Component Before (p99) After (p99) Lever applied
Product record read 150 ms (EU) 2 ms Region-local replica
Pricing 60 ms 5 ms Cache by SKU (99.6% hit)
Inventory 60 ms 30 ms Kept; within allocation
Reviews 60 ms 4 ms Precomputed materialized view
Recommendations 60 ms (sync) 0 ms on path Async / lazy-load
Seller info 60 ms 20 ms Hedged read
Gather + assembly + serialization 25 ms 18 ms Fewer sync leaves to wait on
Critical-path p99 (max of parallel + serial) ~190+ ms (EU) ~58 ms
Reserved slack 40 ms Top-level buffer
Total p99 blown ~98 ms Comfortably under 160 ms

The lesson. No single change saved the SLO. The cross-region replica fixed the geography; precompute and cache flattened two heavy reads; async removed a whole leaf from the critical path; hedging tamed the remaining tail; and capping the synchronous fan-out from 5 to 3 cut the tail-amplification exposure (P(slow) from 4.9% to ~3%).
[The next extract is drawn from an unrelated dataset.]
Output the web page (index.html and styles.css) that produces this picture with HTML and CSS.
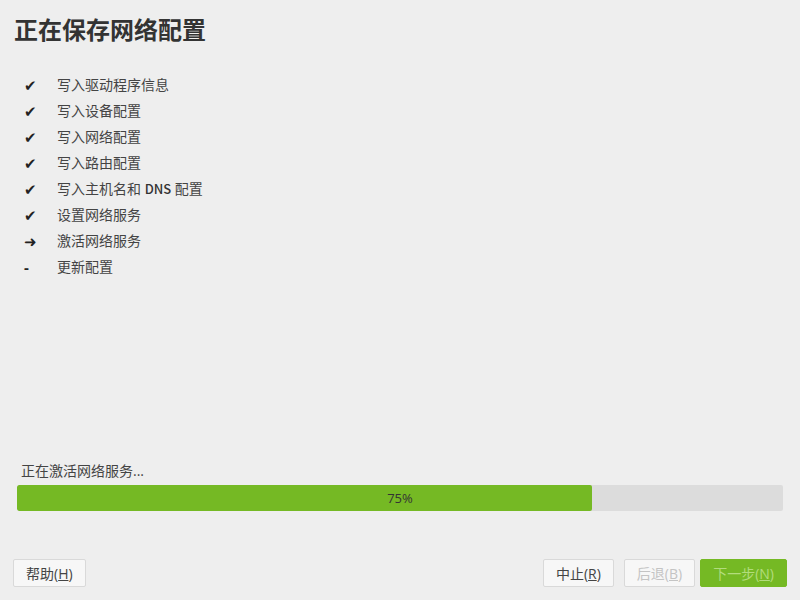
FILE: index.html
```html
<!DOCTYPE html>
<html lang="zh-CN">
<head>
    <meta charset="UTF-8">
    <title>正在保存网络配置</title>
    <link rel="stylesheet" href="styles.css">
</head>
<body>
<div class="page">
    <h1 class="title">正在保存网络配置</h1>

    <ul class="steps">
        <li><span class="mark">✔</span>写入驱动程序信息</li>
        <li><span class="mark">✔</span>写入设备配置</li>
        <li><span class="mark">✔</span>写入网络配置</li>
        <li><span class="mark">✔</span>写入路由配置</li>
        <li><span class="mark">✔</span>写入主机名和&nbsp;<span class="dns">DNS</span>&nbsp;配置</li>
        <li><span class="mark">✔</span>设置网络服务</li>
        <li><span class="mark">➜</span>激活网络服务</li>
        <li><span class="mark dash">-</span>更新配置</li>
    </ul>

    <div class="status">
        <div class="status-text">正在激活网络服务...</div>
        <div class="bar">
            <div class="bar-fill" style="width: 75%"></div>
            <div class="bar-label">75%</div>
        </div>
    </div>

    <div class="buttons">
        <button class="btn">帮助(<u>H</u>)</button>
        <div class="spacer"></div>
        <button class="btn">中止(<u>R</u>)</button>
        <button class="btn disabled">后退(<u>B</u>)</button>
        <button class="btn next">下一步(<u>N</u>)</button>
    </div>
</div>
</body>
</html>
```

FILE: styles.css
```css
*{
    margin: 0;
    padding: 0;
    list-style: none;
    box-sizing: border-box;
}
html,body{
    background-color: #eeeeee;
    height: 100%;
}
body{
    font-family: "Open Sans", "Noto Sans CJK SC", sans-serif;
    color: #3c3c3c;
}
.page{
    height: 600px;
    display: flex;
    flex-direction: column;
    padding: 13px 13px 13px 13px;
}
.title{
    font-size: 24px;
    font-weight: bold;
    line-height: 34px;
    color: #333333;
    padding-left: 1px;
}
.steps{
    margin-top: 25px;
    font-size: 14px;
    color: #444444;
}
.steps li{
    height: 26px;
    line-height: 26px;
    display: flex;
}
.dns{
    font-family: "Noto Sans CJK SC", sans-serif;
    font-size: 13px;
    font-weight: 500;
    color: #333333;
}
.mark{
    width: 44px;
    padding-left: 11px;
    font-size: 15px;
    color: #222222;
}
.dash{
    font-weight: bold;
}
.status{
    margin-top: auto;
    padding: 0 4px;
}
.status-text{
    font-size: 14px;
    line-height: 20px;
    color: #444444;
    padding-left: 4px;
    margin-bottom: 4px;
}
.bar{
    position: relative;
    height: 26px;
    background-color: #dcdcdc;
    border-radius: 2px;
    overflow: hidden;
}
.bar-fill{
    height: 100%;
    background-color: #75b924;
    border-radius: 2px;
}
.bar-label{
    position: absolute;
    top: 0;
    left: 0;
    right: 0;
    text-align: center;
    line-height: 26px;
    font-size: 13px;
    color: #333333;
}
.buttons{
    margin-top: 48px;
    display: flex;
    gap: 10px;
}
.spacer{
    flex: 1;
}
.btn{
    height: 28px;
    padding: 0 12px;
    font-family: "Open Sans", "Noto Sans CJK SC", sans-serif;
    font-size: 14px;
    color: #444444;
    background-color: #f7f7f7;
    border: 1px solid #d9d9d9;
    border-radius: 2px;
}
.btn u{
    text-decoration: underline;
}
.disabled{
    color: #c4c4c4;
}
.next{
    margin-left: -5px;
    background-color: #75b924;
    border-color: #75b924;
    color: #b2dc7c;
}
```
The budget table is the artifact that made each decision legible: every millisecond has an owner, and every lever has a quantified effect.


9. Operating the budget: dashboards, alerts, regression gates

A budget that lives in a design doc decays. To own it, instrument it.
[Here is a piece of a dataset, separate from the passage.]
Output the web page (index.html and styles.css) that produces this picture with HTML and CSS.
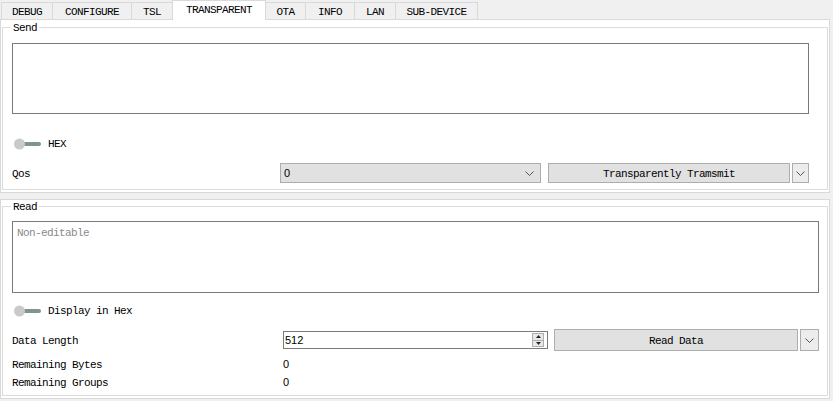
FILE: index.html
```html
<!DOCTYPE html>
<html>
<head>
<meta charset="utf-8">
<link rel="stylesheet" href="styles.css">
</head>
<body>
<div class="tabs">
  <div class="tab t1">DEBUG</div>
  <div class="tab t2">CONFIGURE</div>
  <div class="tab t3">TSL</div>
  <div class="tab t4 active">TRANSPARENT</div>
  <div class="tab t5">OTA</div>
  <div class="tab t6">INFO</div>
  <div class="tab t7">LAN</div>
  <div class="tab t8">SUB-DEVICE</div>
</div>
<div class="frames">
  <div class="frame send-frame">
    <fieldset class="group send-group">
      <legend>Send</legend>
      <div class="textbox send-box"></div>
      <div class="toggle-row">
        <svg class="toggle" width="27" height="12" viewBox="0 0 27 12"><rect x="4" y="4" width="23" height="4" rx="2" fill="#7f9393"/><circle cx="5.5" cy="6" r="5.5" fill="#cacaca"/></svg>
        <span>HEX</span>
      </div>
      <div class="form-row send-row">
        <span class="lbl qos-lbl">Qos</span>
        <div class="combo"><span class="num">0</span><svg class="chev" width="9" height="5" viewBox="0 0 9 5"><path d="M0.5 0.5 L4.5 4.5 L8.5 0.5" fill="none" stroke="#555" stroke-width="1"/></svg></div>
        <div class="btn send-btn">Transparently Tramsmit</div>
        <div class="btn drop send-drop"><svg width="9" height="5" viewBox="0 0 9 5"><path d="M0.5 0.5 L4.5 4.5 L8.5 0.5" fill="none" stroke="#555" stroke-width="1"/></svg></div>
      </div>
    </fieldset>
  </div>
  <div class="frame read-frame">
    <fieldset class="group read-group">
      <legend>Read</legend>
      <div class="textbox read-box"><span class="placeholder">Non-editable</span></div>
      <div class="toggle-row read-toggle">
        <svg class="toggle" width="27" height="12" viewBox="0 0 27 12"><rect x="4" y="4" width="23" height="4" rx="2" fill="#7f9393"/><circle cx="5.5" cy="6" r="5.5" fill="#cacaca"/></svg>
        <span>Display in Hex</span>
      </div>
      <div class="form-row read-row">
        <span class="lbl len-lbl">Data Length</span>
        <div class="spin"><span class="num">512</span>
          <div class="spin-btns">
            <div class="arrow"><svg width="5" height="3" viewBox="0 0 5 3"><path d="M0 3 L2.5 0 L5 3 Z" fill="#222"/></svg></div>
            <div class="arrow"><svg width="5" height="3" viewBox="0 0 5 3"><path d="M0 0 L2.5 3 L5 0 Z" fill="#222"/></svg></div>
          </div>
        </div>
        <div class="btn read-btn">Read Data</div>
        <div class="btn drop read-drop"><svg width="9" height="5" viewBox="0 0 9 5"><path d="M0.5 0.5 L4.5 4.5 L8.5 0.5" fill="none" stroke="#555" stroke-width="1"/></svg></div>
      </div>
      <div class="info-row first">
        <span class="lbl len-lbl">Remaining Bytes</span><span class="num val">0</span>
      </div>
      <div class="info-row">
        <span class="lbl len-lbl">Remaining Groups</span><span class="num val">0</span>
      </div>
    </fieldset>
  </div>
</div>
</body>
</html>
```
FILE: styles.css
```css
* { box-sizing: border-box; }
html, body { margin: 0; padding: 0; }
body {
  width: 833px;
  height: 401px;
  overflow: hidden;
  background: #f0f0f0;
  font-family: "Liberation Mono", "DejaVu Sans Mono", monospace;
  font-size: 11px;
  letter-spacing: -0.6px;
  color: #000;
}
.tabs {
  display: flex;
  align-items: flex-end;
  height: 19px;
  padding-left: 1px;
}
.tab {
  height: 17px;
  border: 1px solid #d9d9d9;
  border-bottom: none;
  margin-left: -1px;
  background: #f0f0f0;
  display: flex;
  align-items: center;
  justify-content: center;
  padding-top: 2px;
  line-height: 12px;
}
.tab:first-child { margin-left: 0; }
.t1 { width: 52px; }
.t2 { width: 80px; }
.t3 { width: 42px; }
.t4 { width: 94px; }
.t5 { width: 41px; }
.t6 { width: 50px; }
.t7 { width: 42px; }
.t8 { width: 83px; }
.tab.active {
  height: 20px;
  background: #fff;
  margin-bottom: -1px;
  position: relative;
  z-index: 2;
  align-items: flex-start;
  padding-top: 3px;
}
.frames {
  display: flex;
  flex-direction: column;
  gap: 6px;
  width: 830px;
}
.frame {
  background: #fff;
  border: 1px solid #d9d9d9;
  padding: 0 1px;
}
.send-frame { height: 174px; padding-top: 1px; padding-bottom: 2px; }
.read-frame { height: 200px; padding-bottom: 2px; }
.group {
  margin: 0;
  padding: 0 0 6px 0;
  border: 1px solid #dcdcdc;
  min-width: 0;
}
.group legend {
  margin-left: 8px;
  padding: 1px 2px 0;
  line-height: 12px;
  height: 12px;
}
.textbox {
  margin-left: 9px;
  border: 1px solid #7a7a7a;
  background: #fff;
}
.send-box { margin-top: 10px; width: 797px; height: 71px; }
.read-box { margin-top: 9px; width: 807px; height: 72px; padding: 5px 0 0 4px; }
.placeholder { color: #8a8a8a; line-height: 12px; }
.toggle-row {
  display: flex;
  align-items: center;
  gap: 7px;
  height: 12px;
  margin-top: 24px;
  margin-left: 11px;
  line-height: 12px;
}
.read-toggle { margin-top: 12px; }
.form-row {
  display: flex;
  align-items: center;
  margin-left: 9px;
}
.send-row { margin-top: 13px; height: 20px; }
.read-row { margin-top: 12px; height: 22px; }
.lbl { flex: none; line-height: 12px; padding-top: 1px; }
.qos-lbl { width: 268px; }
.len-lbl { width: 271px; }
.num {
  font-family: "Liberation Sans", Arial, sans-serif;
  font-size: 11px;
  letter-spacing: 0;
}
.combo {
  width: 261px;
  height: 20px;
  background: #e1e1e1;
  border: 1px solid #adadad;
  display: flex;
  align-items: center;
  justify-content: space-between;
  padding: 0 6px 0 3px;
}
.btn {
  height: 20px;
  background: #e1e1e1;
  border: 1px solid #adadad;
  display: flex;
  align-items: center;
  justify-content: center;
  line-height: 12px;
  padding-top: 1px;
}
.send-btn { width: 242px; margin-left: 7px; }
.drop { margin-left: 2px; background: #ececec; padding-top: 0; }
.send-drop { width: 17px; }
.spin {
  width: 265px;
  height: 18px;
  border: 1px solid #7a7a7a;
  display: flex;
  align-items: center;
  justify-content: space-between;
  padding: 0 3px 0 1px;
  background: #fff;
}
.spin-btns {
  width: 12px;
  height: 14px;
  border: 1px solid #adadad;
  background: #e8e8e8;
  display: flex;
  flex-direction: column;
}
.arrow {
  flex: 1;
  display: flex;
  align-items: center;
  justify-content: center;
}
.arrow:first-child { border-bottom: 1px solid #adadad; }
.read-btn { width: 244px; height: 22px; margin-left: 6px; }
.read-drop { width: 19px; height: 22px; }
.info-row {
  display: flex;
  align-items: center;
  height: 14px;
  margin-left: 9px;
  margin-top: 4px;
}
.info-row.first { margin-top: 6px; }
```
Measure the right percentile at the right place. Export per-component latency histograms (not just averages — you cannot recover a percentile from a mean). Compute p99/p99.9 from the histogram. Tag by the vantage point your SLO names (server-side vs. end-to-end). Per-hop histograms let you attribute a regression to a line in the budget table, not a vague "the page got slow."

Alert on the error budget, not on instantaneous spikes. An SLO of p99 < 200 ms implies an error budget: at most 1% of requests may exceed 200 ms over the window. Burn-rate alerts fire when you're consuming the budget too fast (e.g. "at this rate you'll exhaust the month's budget in 2 days"), which is far less noisy than alerting on every transient p99 blip. This ties the latency budget directly into SRE-style error-budget operations.
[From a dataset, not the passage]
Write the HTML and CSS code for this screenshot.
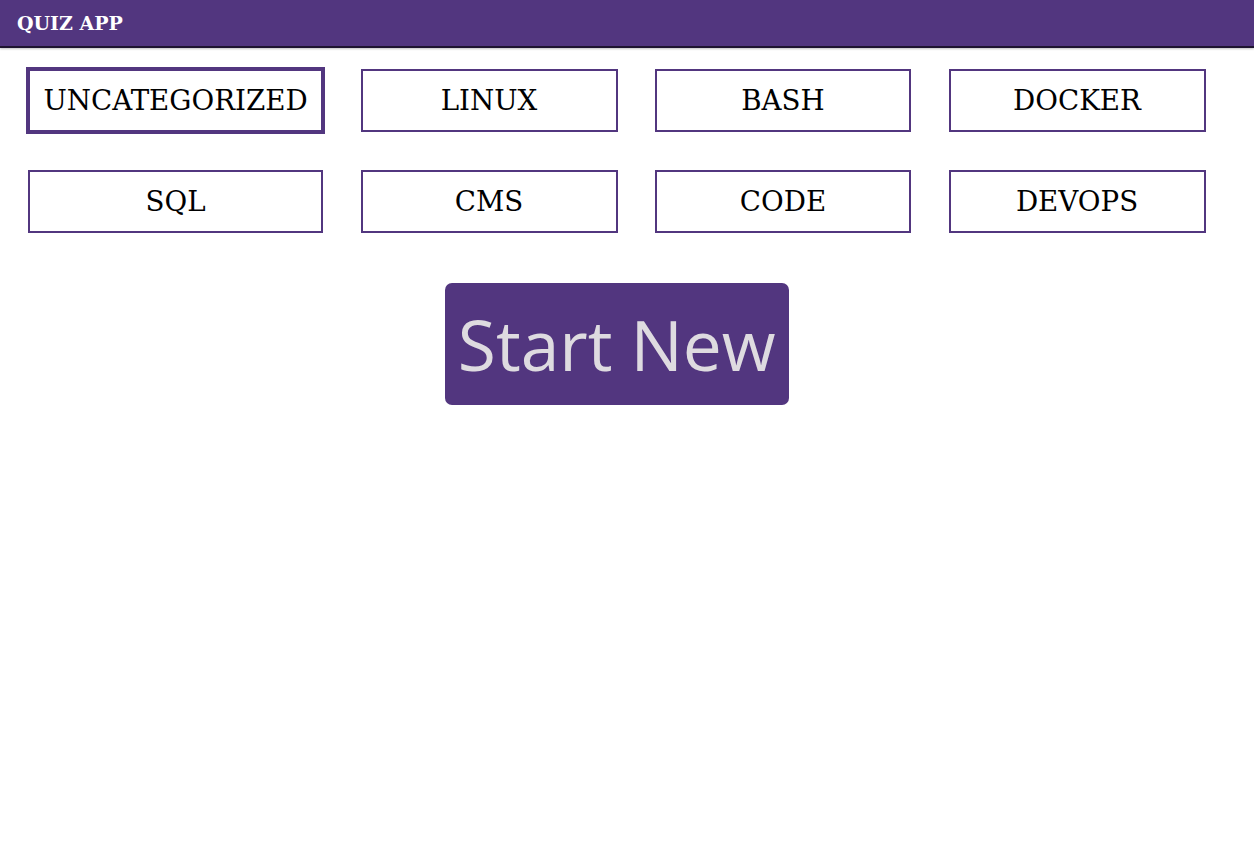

Gate regressions in CI. The most durable enforcement is preventing the budget from eroding hop by hop. Run latency benchmarks (or load tests) in the pipeline and fail the build if a component's p99 regresses past its allocation. Latency rot is incremental — a 3 ms creep here, a new synchronous call there — and only a hard gate against the per-component budget catches it before production does.

Track fan-out as a first-class metric. Because tail amplification is exponential in N, monitor the fan-out factor per endpoint. An endpoint whose fan-out silently grows from 10 to 40 shards (e.g. after a resharding) has quietly moved its P(slow) from ~9.6% to ~33% with no code change to the leaves. Alert on fan-out growth the way you alert on latency.


10. Anti-patterns and senior checklist

Anti-patterns that quietly break budgets:

  • Budgeting against the mean. The mean is comfortable and lies about the tail. Always budget against the SLO's percentile.
  • Summing independent timeouts. Three services each with a 30 s default timeout do not honor a 200 ms SLO. Set timeouts to budget lines and verify the longest-path sum.
  • Static timeouts instead of propagated deadlines. Fixed per-hop timeouts double-count slack and let downstream calls run after the request has already given up. Propagate an absolute deadline.
  • Assuming p99 leaves give a p99 fan-out. They don't. At N = 100, a p99 leaf yields a ~63% slow request rate. Add tail tolerance or shrink N.
  • Unbounded fan-out. Sharding finer than necessary multiplies tail exposure. Cap N; prune to relevant shards; coalesce.
  • Hedging non-idempotent operations. Duplicating a write without an idempotency key is a data-corruption or double-charge incident waiting to happen.
  • Hedging under systemic overload. When the whole tier is hot, hedging adds load and worsens the tail. Gate hedging behind a circuit breaker.
  • Caching that doesn't move the percentile. A 90% cache hit rate leaves your p99 firmly on the miss path. A cache fixes the budget only when the miss rate falls below the percentile you protect.
  • No CI gate on latency. Without a per-component regression gate, the budget erodes one small commit at a time.

Senior checklist for owning a latency budget:

  • SLO names the percentile and the measurement vantage point.
  • Engineering budget reserves 15–25% slack below the SLO.
  • Critical path is drawn; parallel vs. sequential work is explicit (max vs. sum).
  • Each component has a p99 allocation, and the longest-path sum ≤ engineering budget.
  • Absolute deadlines are propagated; every hop computes remaining budget and fails fast when expired.
  • Each allocation is enforced as that service's own SLO with its own error budget.
  • Fan-out N is quantified; P(slow) = 1 − (1−p)^N computed for the real N.
  • Tail tolerance (hedged/tied requests) applied to the heaviest independent leaves, gated on idempotency and overload.
  • Hops that don't fit are cached, precomputed, edged, parallelized, or made async — with the budget effect quantified.
  • Per-hop latency histograms exported; burn-rate alerts on the error budget; CI regression gate against per-component allocations; fan-out tracked as a metric.

Own the number. Derive it from the SLO, allocate it with slack, enforce it with propagated deadlines, defeat the tail with hedging and bounded fan-out, and when the arithmetic refuses to close, let the budget reshape the architecture. That is what it means to be the owner of latency.